Speaking to this newspaper on October 8, Madam Bright-Harding, said a newly established ice cream shop on 9th Street, Sinkor, owned and operated by foreign nationals, undermines her protection in the business. Though the 9th Street shop is open and operational, it has no name and its operators remain mute about their status.
She said she walked into the shop and saw foreigners claiming ownership of the business entity, but as they went further into conversation, the foreign nationals changed their story that they purchased their products from a Liberian business entrepreneur.
She said this business venture allegedly carried out by foreign nationals contravenes the Liberianization policy that sets ice cream making aside among other businesses only for Liberians.
Madam Bright-Harding firstly commended the Ministry of Commerce for steps taken earlier to halt previous violators, including ERA Supermarket, from venturing into locally-made ice cream business. She, however, indicated that the current operation allegedly carried out by some foreign nationals on 9th Street is not without consent of some officials of the Ministry.
She argued that importing materials for such a business into the country requires having an Import Permit Document (IPD) from the Ministry of Commerce, and those operators of the ice cream shop might have gotten the permit from there to import the materials.
“We filed our complaint about these people’s plan of operation since June, and the ministry said it was going to look into it. But what happened that they are in full swing operating this business they are prohibited from doing under our law, is my concern,” Bright-Harding argued.
In spite of the prevailing circumstance, she said she will constructively engage the Ministry of Commerce to seek redress; building her hope on past record that MOCI halted ERA Supermarket on similar grounds from operating the same business.
As the argument ensues, progress has been made with Liberia’s accession to the World Trade Organization (WTO), and under the WTO protocol, all businesses are allowed to competitively operate under free and safe environment.
Reacting to this concept, Madam Bright-Harding said there are still protected businesses for citizens of WTO member countries.
“We are not asking for favors, but we want the law to be upheld, and are looking up to the Ministry of Commerce to implement it,” she said.
She maintained that since the ice cream business is set aside only for Liberians and there are Liberian manufacturers supplying supermarkets, the law should protect manufacturers by compelling foreign nationals to purchase from them instead of importing it to Liberia.
The Liberian businesswoman said her business is an “infant” that needs protection from government under the law, considering that she has to repay her invested loan and to pay her workers.
Madam Bright-Harding also blamed some Liberians for fronting for foreigners, a situation she said sometimes “ties the hands of the Ministry of Commerce” to take the appropriate action against violators of the law.
She called for passage of a law against fronting for foreigners in Liberia in order to help prevent circumventing the “Liberianization policy.” She did not, however, proffer an example of how such an anti-fronting law would play out.

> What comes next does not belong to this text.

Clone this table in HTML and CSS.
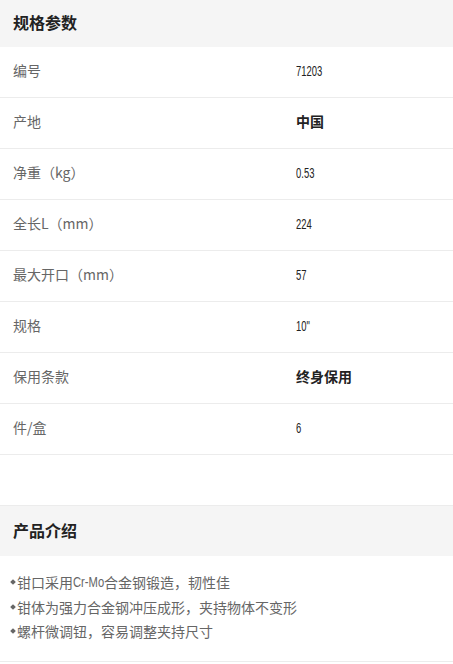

Foreigners venturing into businesses only operated by Liberians under the law have to invest not less than US$500,000, while foreigners partnering with Liberians are obliged to invest at least US$300,000.
It is yet unclear whether any of these conditions was met to grant the foreign nationals the opportunity to operate the ice cream business on 9th Street.
When visited over the weekend at the ice cream shop housed by the SP Gas Station at the corner of 9th street and Tubman Boulevard, an operator identified as Mohammed refrained from commenting on excuse that customers were pouring in and he was busy serving them.
An official of the Ministry of Commerce & Industry also told the Daily Observer via mobile phone that they will comment on the issue in subsequent time.
Meanwhile, during a dinner symposium at the beginning of his tenure in 2013, Commerce & Industry Minister Axel M. Addy promised members of the Liberia Chamber of Commerce to fully enforce the Liberianization Law that sets aside 16 businesses only for Liberians.
He reiterated his vow in early 2015 at another dinner organized by the Chamber of Commerce at that organization’s headquarters in Monrovia.